12. Install and tighten the brackets for the power steering cooler.  If necessary, hand bend the cooler lines so they will lay flush and in the proper position.  In my case, the hose was very short and tight and required quite a bit of bending to get it to lay flush.  I will be replacing the hose with a longer one in the near future.

13. Tighten bracket on firewall behind carburetor holding the clutch line.  If necessary, hand bend line to accommodate the difference in height due to the lift. Leave the lower clip unattached and the line hanging free.  Make sure it is not in a position to rub on anything.

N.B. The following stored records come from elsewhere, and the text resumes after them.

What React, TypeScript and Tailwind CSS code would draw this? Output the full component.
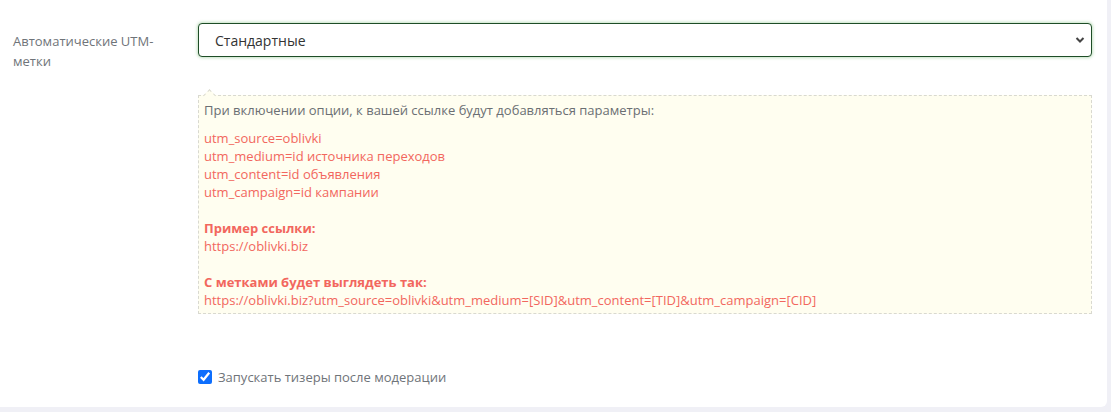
import React from "react";

const font = { fontFamily: '"Open Sans", "Liberation Sans", sans-serif' };

const params = [
  "utm_source=oblivki",
  "utm_medium=id источника переходов",
  "utm_content=id объявления",
  "utm_campaign=id кампании",
];

export default function App() {
  return (
    <div className="min-h-[412px] w-[1111px] bg-[#f0f0f6]" style={font}>
      <div className="h-[407px] w-[1107px] rounded-br-md bg-white">
        <div className="flex pt-[23px]">
          {/* label column */}
          <div className="w-[198px] shrink-0 pl-[13px] pr-4 pt-[8px] text-[13px] leading-[20px] text-[#6f7479]">
            Автоматические UTM-
            <br />
            метки
          </div>

          <div className="w-[894px] shrink-0">
            <div className="relative">
              <select
                defaultValue="std"
                className="h-[34px] w-full appearance-none rounded-[4px] border border-[#1e4d27] bg-white pl-4 text-[14px] text-[#333] shadow-[0_0_3px_1px_rgba(80,170,80,0.35)] outline-none"
                style={font}
              >
                <option value="std">Стандартные</option>
              </select>
              <svg
                className="pointer-events-none absolute right-[7px] top-[13px]"
                width="10"
                height="8"
                viewBox="0 0 10 8"
              >
                <path d="M1.5 2l3.5 3.5L8.5 2" fill="none" stroke="#444" strokeWidth="2" />
              </svg>
            </div>

            {/* hint box */}
            <div className="relative mt-[38px] border border-dashed border-[#d9d9d0] bg-[#fffef0] px-[5px] pb-[4px] pt-[5px] text-[13px] leading-[18px]">
              <div className="absolute left-[6px] top-[-5px] h-[9px] w-[9px] rotate-45 border-l border-t border-dashed border-[#d9d9d0] bg-[#fffef0]" />
              <p className="mb-[10px] text-[#6b6f73]">
                При включении опции, к вашей ссылке будут добавляться параметры:
              </p>
              <div className="text-[#f2675e]">
                {params.map((p) => (
                  <div key={p}>{p}</div>
                ))}
                <div className="h-[18px]" />
                <div className="font-bold">Пример ссылки:</div>
                <div>https://oblivki.biz</div>
                <div className="h-[18px]" />
                <div className="font-bold">С метками будет выглядеть так:</div>
                <div>
                  https://oblivki.biz?utm_source=oblivki&amp;utm_medium=[SID]&amp;utm_content=[TID]&amp;utm_campaign=[CID]
                </div>
              </div>
            </div>

            <label className="mt-[53px] flex items-center gap-[6px] text-[13px] leading-[20px] text-[#6f7479]">
              <input
                type="checkbox"
                defaultChecked
                className="h-[14px] w-[14px] accent-[#0d6efd]"
              />
              Запускать тизеры после модерации
            </label>
          </div>
        </div>
      </div>
    </div>
  );
}
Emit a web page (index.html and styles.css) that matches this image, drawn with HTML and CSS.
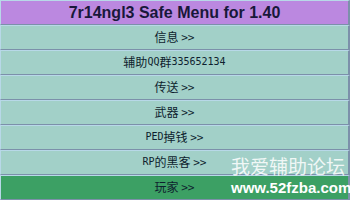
FILE: index.html
```html
<!DOCTYPE html>
<html>
<head>
<meta charset="utf-8">
<link rel="stylesheet" href="styles.css">
</head>
<body>
<div class="menu">
  <div class="row title">7r14ngl3 Safe Menu for 1.40</div>
  <div class="row item">信息 &gt;&gt;</div>
  <div class="row item">辅助<span class="lat">QQ</span>群<span class="lat">335652134</span></div>
  <div class="row item">传送 &gt;&gt;</div>
  <div class="row item">武器 &gt;&gt;</div>
  <div class="row item"><span class="lat">PED</span>掉钱 &gt;&gt;</div>
  <div class="row item"><span class="lat">RP</span>的黑客 &gt;&gt;</div>
  <div class="row item active">玩家 &gt;&gt;</div>
  <div class="watermark">
    <div class="wm-cn">我爱辅助论坛</div>
    <div class="wm-url">www.52fzba.com</div>
  </div>
</div>
</body>
</html>
```
FILE: styles.css
```css
html, body {
  margin: 0;
  padding: 0;
  background: #b8d8e8;
}
.menu {
  position: relative;
  width: 350px;
  height: 200px;
  display: flex;
  flex-direction: column;
  overflow: hidden;
}
.row {
  box-sizing: border-box;
  height: 25px;
  display: flex;
  align-items: center;
  justify-content: center;
  border-top: 1px solid #b8d8e8;
  border-left: 1px solid #b8d8e8;
  border-bottom: 1px solid #7c90aa;
  border-right: 2px solid #7c90aa;
}
.title {
  background: #bb88e0;
  color: #18183a;
  font-family: "Liberation Sans", Arial, sans-serif;
  font-weight: bold;
  font-size: 16px;
}
.item {
  background: #a2d0c8;
  color: #0e1e2e;
  font-family: "Noto Sans CJK SC", "DejaVu Sans", sans-serif;
  font-size: 12px;
  line-height: 14px;
  padding-bottom: 2px;
}
.lat {
  font-family: "DejaVu Sans Mono", monospace;
  font-size: 10px;
}
.item.active {
  background: #3ca064;
}
.watermark {
  position: absolute;
  left: 231px;
  top: 153px;
  color: #ffffff;
  display: flex;
  flex-direction: column;
  align-items: flex-start;
}
.wm-cn {
  font-family: "Noto Sans CJK SC", sans-serif;
  font-size: 19px;
  line-height: 26px;
  color: rgba(255,255,255,0.85);
}
.wm-url {
  font-family: "Liberation Sans", Arial, sans-serif;
  font-weight: bold;
  font-size: 15px;
  line-height: 17px;
}
```
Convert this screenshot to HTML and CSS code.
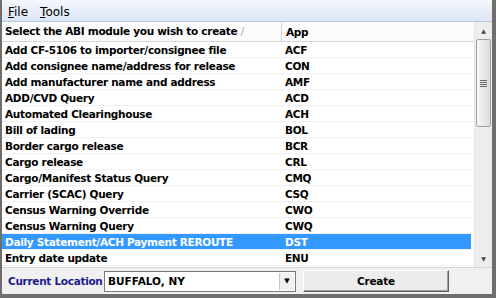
FILE: index.html
```html
<!DOCTYPE html>
<html lang="en">
<head>
  <meta charset="UTF-8" />
  <title>ABI Module</title>
  <link rel="stylesheet" href="styles.css">
</head>
<body>
<div class="window">
  <div class="menubar">
    <span class="menu"><u>F</u>ile</span>
    <span class="menu"><u>T</u>ools</span>
  </div>

  <div class="listwrap">
    <div class="list">
      <div class="row head">
        <div class="c1">Select the ABI module you wish to create <span class="sort">/</span></div>
        <div class="c2">App</div>
      </div>
      <div class="row"><div class="c1">Add CF-5106 to importer/consignee file</div><div class="c2">ACF</div></div>
      <div class="row"><div class="c1">Add consignee name/address for release</div><div class="c2">CON</div></div>
      <div class="row"><div class="c1">Add manufacturer name and address</div><div class="c2">AMF</div></div>
      <div class="row"><div class="c1">ADD/CVD Query</div><div class="c2">ACD</div></div>
      <div class="row"><div class="c1">Automated Clearinghouse</div><div class="c2">ACH</div></div>
      <div class="row"><div class="c1">Bill of lading</div><div class="c2">BOL</div></div>
      <div class="row"><div class="c1">Border cargo release</div><div class="c2">BCR</div></div>
      <div class="row"><div class="c1">Cargo release</div><div class="c2">CRL</div></div>
      <div class="row"><div class="c1">Cargo/Manifest Status Query</div><div class="c2">CMQ</div></div>
      <div class="row"><div class="c1">Carrier (SCAC) Query</div><div class="c2">CSQ</div></div>
      <div class="row"><div class="c1">Census Warning Override</div><div class="c2">CWO</div></div>
      <div class="row"><div class="c1">Census Warning Query</div><div class="c2">CWQ</div></div>
      <div class="row selected"><div class="c1">Daily Statement/ACH Payment REROUTE</div><div class="c2">DST</div></div>
      <div class="row"><div class="c1">Entry date update</div><div class="c2">ENU</div></div>
    </div>
    <div class="scrollbar">
      <div class="arrow">&#9650;</div>
      <div class="thumb"><span class="grip"></span></div>
      <div class="track"></div>
      <div class="arrow">&#9660;</div>
    </div>
  </div>

  <div class="footer">
    <span class="label">Current Location</span>
    <div class="combo">
      <span class="value">BUFFALO, NY</span>
      <span class="drop">&#9660;</span>
    </div>
    <button class="create">Create</button>
  </div>
</div>
</body>
</html>
```

FILE: styles.css
```css
body {
  margin: 0;
  font-family: 'DejaVu Sans', sans-serif;
  background: #fff;
}
.window {
  width: 490px;
  height: 294px;
  border-left: 2px solid #6e6e6e;
  border-right: 4px solid #6e6e6e;
  border-bottom: 4px solid #6e6e6e;
  background: #f0f0f0;
  display: flex;
  flex-direction: column;
}
.menubar {
  height: 22px;
  flex: none;
  display: flex;
  align-items: center;
  gap: 12px;
  padding: 3px 0 0 6px;
  box-sizing: border-box;
  font-size: 12px;
  background: linear-gradient(#f4f7fc, #dce6f4);
  border-bottom: 1px solid #b9c6d8;
}
.listwrap {
  display: flex;
  height: 245px;
  flex: none;
  background: #fff;
  border-bottom: 1px solid #d4d4d4;
}
.list {
  flex: 1;
  overflow: hidden;
}
.row {
  display: flex;
  height: 15px;
  align-items: center;
  font-weight: bold;
  font-size: 10.5px;
  letter-spacing: -0.3px;
  color: #000;
  border-bottom: 1px solid #f0f0f0;
}
.row.head {
  height: 19px;
  background: #fbfbfb;
  border-bottom: 1px solid #d5d5d5;
}
.c1 {
  width: 276px;
  padding-left: 3px;
  white-space: nowrap;
}
.c2 {
  padding-left: 4px;
}
.head .c1 {
  border-right: 1px solid #d5d5d5;
  height: 19px;
  line-height: 19px;
}
.sort {
  color: #aaa;
  font-weight: normal;
}
.row.selected {
  background: #3399ff;
  color: #fff;
  margin-right: 3px;
}
.scrollbar {
  width: 17px;
  display: flex;
  flex-direction: column;
  background: #ededed;
  border-left: 1px solid #e4e4e4;
}
.arrow {
  height: 17px;
  font-size: 6px;
  color: #444;
  display: flex;
  align-items: center;
  justify-content: center;
}
.thumb {
  height: 86px;
  margin: 0 1px;
  border: 1px solid #a0a0a0;
  border-radius: 2px;
  background: linear-gradient(to right, #f6f6f6, #dcdcdc);
  display: flex;
  align-items: center;
  justify-content: center;
}
.grip {
  width: 7px;
  height: 7px;
  background: repeating-linear-gradient(#666 0 1px, transparent 1px 2px);
}
.track {
  flex: 1;
}
.footer {
  flex: 1;
  display: flex;
  align-items: center;
  padding-left: 6px;
  gap: 4px;
}
.label {
  color: #1c1c8c;
  font-weight: bold;
  font-size: 10.5px;
  letter-spacing: -0.3px;
  white-space: nowrap;
  width: 92px;
}
.combo {
  width: 190px;
  height: 19px;
  border: 1px solid #7a7a7a;
  background: #fff;
  display: flex;
  align-items: center;
  justify-content: space-between;
  font-weight: bold;
  font-size: 10.5px;
}
.value {
  padding-left: 3px;
  white-space: nowrap;
}
.drop {
  width: 14px;
  height: 17px;
  margin-right: 1px;
  border-left: 1px solid #c8c8c8;
  background: #f0f0f0;
  font-size: 7px;
  display: flex;
  align-items: center;
  justify-content: center;
}
.create {
  margin-left: 3px;
  width: 146px;
  height: 22px;
  font-family: 'DejaVu Sans', sans-serif;
  font-weight: bold;
  font-size: 10.5px;
  letter-spacing: -0.2px;
  background: #ececec;
  border: 1px solid;
  border-color: #fff #606060 #606060 #fff;
  box-shadow: inset -1px -1px #a0a0a0;
}
```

14. Using the supplied bracket, install the bumper.  (This was the most frustrating part of the entire installation for me.  The supplied brackets have predrilled holes that did not line up in any direction or orientation.  I wound up having to loosen the brackets inside the bumper to get them to line up with the holes in the brackets and the brackets lined up with the holes on the frame.  After essentially forcing the bumper, brackets, and frame to line up, I got the bumper reinstalled.)

Here you can see the bumper brackets as installed and the front body mount point with the lift kit installed.

15. Check your gear shift for clearance on all sides in all gears.  Check your transmission as well as transfer case shifts.  You may need to grind down the body metal surrounding the hole.  I had to grind down the areas where the transmission shifter contacted the metal in 1st and 2nd gear, as well as the transfer case shifter contacted the metal when in 4low.

 

Various Pictures:

                 

Comparison Picture showing the stock height and the lifted height together.